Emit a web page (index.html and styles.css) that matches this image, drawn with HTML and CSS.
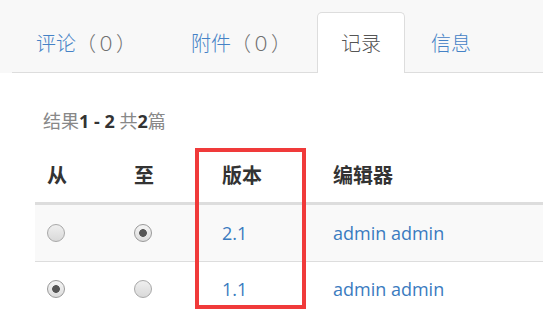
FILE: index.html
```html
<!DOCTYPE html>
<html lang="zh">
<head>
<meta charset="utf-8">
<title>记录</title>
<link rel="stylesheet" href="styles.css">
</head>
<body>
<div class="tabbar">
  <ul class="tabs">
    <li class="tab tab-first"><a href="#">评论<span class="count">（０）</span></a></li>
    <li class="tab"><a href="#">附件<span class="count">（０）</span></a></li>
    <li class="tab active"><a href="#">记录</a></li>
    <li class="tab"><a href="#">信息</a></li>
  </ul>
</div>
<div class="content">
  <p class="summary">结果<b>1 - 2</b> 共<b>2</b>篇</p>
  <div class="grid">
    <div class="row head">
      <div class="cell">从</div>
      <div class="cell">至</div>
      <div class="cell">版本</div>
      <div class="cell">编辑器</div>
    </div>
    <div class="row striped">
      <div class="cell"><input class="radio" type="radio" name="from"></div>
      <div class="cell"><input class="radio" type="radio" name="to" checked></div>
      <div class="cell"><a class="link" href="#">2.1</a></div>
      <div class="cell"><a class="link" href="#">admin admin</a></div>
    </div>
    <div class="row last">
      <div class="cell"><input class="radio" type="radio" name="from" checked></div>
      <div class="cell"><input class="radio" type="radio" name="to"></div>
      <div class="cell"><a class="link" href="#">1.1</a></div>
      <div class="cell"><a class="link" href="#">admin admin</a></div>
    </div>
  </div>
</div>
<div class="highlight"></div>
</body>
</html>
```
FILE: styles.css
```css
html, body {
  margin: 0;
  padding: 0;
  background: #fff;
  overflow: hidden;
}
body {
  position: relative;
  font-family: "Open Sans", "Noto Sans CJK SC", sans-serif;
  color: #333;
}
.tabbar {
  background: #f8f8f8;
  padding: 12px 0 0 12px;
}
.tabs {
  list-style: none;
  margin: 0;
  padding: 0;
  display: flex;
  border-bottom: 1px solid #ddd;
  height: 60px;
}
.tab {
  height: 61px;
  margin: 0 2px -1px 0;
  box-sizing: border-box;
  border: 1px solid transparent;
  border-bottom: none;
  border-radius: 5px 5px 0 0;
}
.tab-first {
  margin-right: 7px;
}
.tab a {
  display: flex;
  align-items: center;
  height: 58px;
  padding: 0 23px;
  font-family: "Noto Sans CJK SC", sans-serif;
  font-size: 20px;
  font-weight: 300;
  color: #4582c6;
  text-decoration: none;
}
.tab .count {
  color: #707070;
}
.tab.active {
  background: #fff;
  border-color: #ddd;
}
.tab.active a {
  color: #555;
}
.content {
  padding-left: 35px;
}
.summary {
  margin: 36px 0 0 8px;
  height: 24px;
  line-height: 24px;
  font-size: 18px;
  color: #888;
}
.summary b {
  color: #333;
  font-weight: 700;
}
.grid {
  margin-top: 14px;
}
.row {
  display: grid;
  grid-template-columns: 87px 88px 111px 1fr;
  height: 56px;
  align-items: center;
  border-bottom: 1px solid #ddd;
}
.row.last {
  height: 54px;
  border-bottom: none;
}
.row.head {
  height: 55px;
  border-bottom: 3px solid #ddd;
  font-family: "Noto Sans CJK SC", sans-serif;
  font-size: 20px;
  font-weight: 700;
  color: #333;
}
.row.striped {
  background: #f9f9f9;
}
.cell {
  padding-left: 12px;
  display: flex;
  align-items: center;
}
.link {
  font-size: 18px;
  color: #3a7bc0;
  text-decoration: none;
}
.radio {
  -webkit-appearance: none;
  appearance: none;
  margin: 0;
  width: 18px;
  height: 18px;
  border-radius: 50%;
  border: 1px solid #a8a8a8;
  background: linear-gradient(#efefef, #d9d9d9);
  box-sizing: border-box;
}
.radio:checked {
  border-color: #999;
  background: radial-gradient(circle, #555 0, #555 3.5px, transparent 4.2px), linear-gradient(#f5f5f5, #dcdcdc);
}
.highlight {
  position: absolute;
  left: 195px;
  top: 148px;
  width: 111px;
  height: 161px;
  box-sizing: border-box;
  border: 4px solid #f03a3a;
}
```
****************************************
◆ **Task objective**
Copy out every line of the material above exactly, skipping the pictures.

◆ **The answer**
Emit a web page (index.html and styles.css) that matches this image, drawn with HTML and CSS.
FILE: index.html
```html
<!DOCTYPE html>
<html lang="zh">
<head>
<meta charset="utf-8">
<title>记录</title>
<link rel="stylesheet" href="styles.css">
</head>
<body>
<div class="tabbar">
  <ul class="tabs">
    <li class="tab tab-first"><a href="#">评论<span class="count">（０）</span></a></li>
    <li class="tab"><a href="#">附件<span class="count">（０）</span></a></li>
    <li class="tab active"><a href="#">记录</a></li>
    <li class="tab"><a href="#">信息</a></li>
  </ul>
</div>
<div class="content">
  <p class="summary">结果<b>1 - 2</b> 共<b>2</b>篇</p>
  <div class="grid">
    <div class="row head">
      <div class="cell">从</div>
      <div class="cell">至</div>
      <div class="cell">版本</div>
      <div class="cell">编辑器</div>
    </div>
    <div class="row striped">
      <div class="cell"><input class="radio" type="radio" name="from"></div>
      <div class="cell"><input class="radio" type="radio" name="to" checked></div>
      <div class="cell"><a class="link" href="#">2.1</a></div>
      <div class="cell"><a class="link" href="#">admin admin</a></div>
    </div>
    <div class="row last">
      <div class="cell"><input class="radio" type="radio" name="from" checked></div>
      <div class="cell"><input class="radio" type="radio" name="to"></div>
      <div class="cell"><a class="link" href="#">1.1</a></div>
      <div class="cell"><a class="link" href="#">admin admin</a></div>
    </div>
  </div>
</div>
<div class="highlight"></div>
</body>
</html>
```
FILE: styles.css
```css
html, body {
  margin: 0;
  padding: 0;
  background: #fff;
  overflow: hidden;
}
body {
  position: relative;
  font-family: "Open Sans", "Noto Sans CJK SC", sans-serif;
  color: #333;
}
.tabbar {
  background: #f8f8f8;
  padding: 12px 0 0 12px;
}
.tabs {
  list-style: none;
  margin: 0;
  padding: 0;
  display: flex;
  border-bottom: 1px solid #ddd;
  height: 60px;
}
.tab {
  height: 61px;
  margin: 0 2px -1px 0;
  box-sizing: border-box;
  border: 1px solid transparent;
  border-bottom: none;
  border-radius: 5px 5px 0 0;
}
.tab-first {
  margin-right: 7px;
}
.tab a {
  display: flex;
  align-items: center;
  height: 58px;
  padding: 0 23px;
  font-family: "Noto Sans CJK SC", sans-serif;
  font-size: 20px;
  font-weight: 300;
  color: #4582c6;
  text-decoration: none;
}
.tab .count {
  color: #707070;
}
.tab.active {
  background: #fff;
  border-color: #ddd;
}
.tab.active a {
  color: #555;
}
.content {
  padding-left: 35px;
}
.summary {
  margin: 36px 0 0 8px;
  height: 24px;
  line-height: 24px;
  font-size: 18px;
  color: #888;
}
.summary b {
  color: #333;
  font-weight: 700;
}
.grid {
  margin-top: 14px;
}
.row {
  display: grid;
  grid-template-columns: 87px 88px 111px 1fr;
  height: 56px;
  align-items: center;
  border-bottom: 1px solid #ddd;
}
.row.last {
  height: 54px;
  border-bottom: none;
}
.row.head {
  height: 55px;
  border-bottom: 3px solid #ddd;
  font-family: "Noto Sans CJK SC", sans-serif;
  font-size: 20px;
  font-weight: 700;
  color: #333;
}
.row.striped {
  background: #f9f9f9;
}
.cell {
  padding-left: 12px;
  display: flex;
  align-items: center;
}
.link {
  font-size: 18px;
  color: #3a7bc0;
  text-decoration: none;
}
.radio {
  -webkit-appearance: none;
  appearance: none;
  margin: 0;
  width: 18px;
  height: 18px;
  border-radius: 50%;
  border: 1px solid #a8a8a8;
  background: linear-gradient(#efefef, #d9d9d9);
  box-sizing: border-box;
}
.radio:checked {
  border-color: #999;
  background: radial-gradient(circle, #555 0, #555 3.5px, transparent 4.2px), linear-gradient(#f5f5f5, #dcdcdc);
}
.highlight {
  position: absolute;
  left: 195px;
  top: 148px;
  width: 111px;
  height: 161px;
  box-sizing: border-box;
  border: 4px solid #f03a3a;
}
```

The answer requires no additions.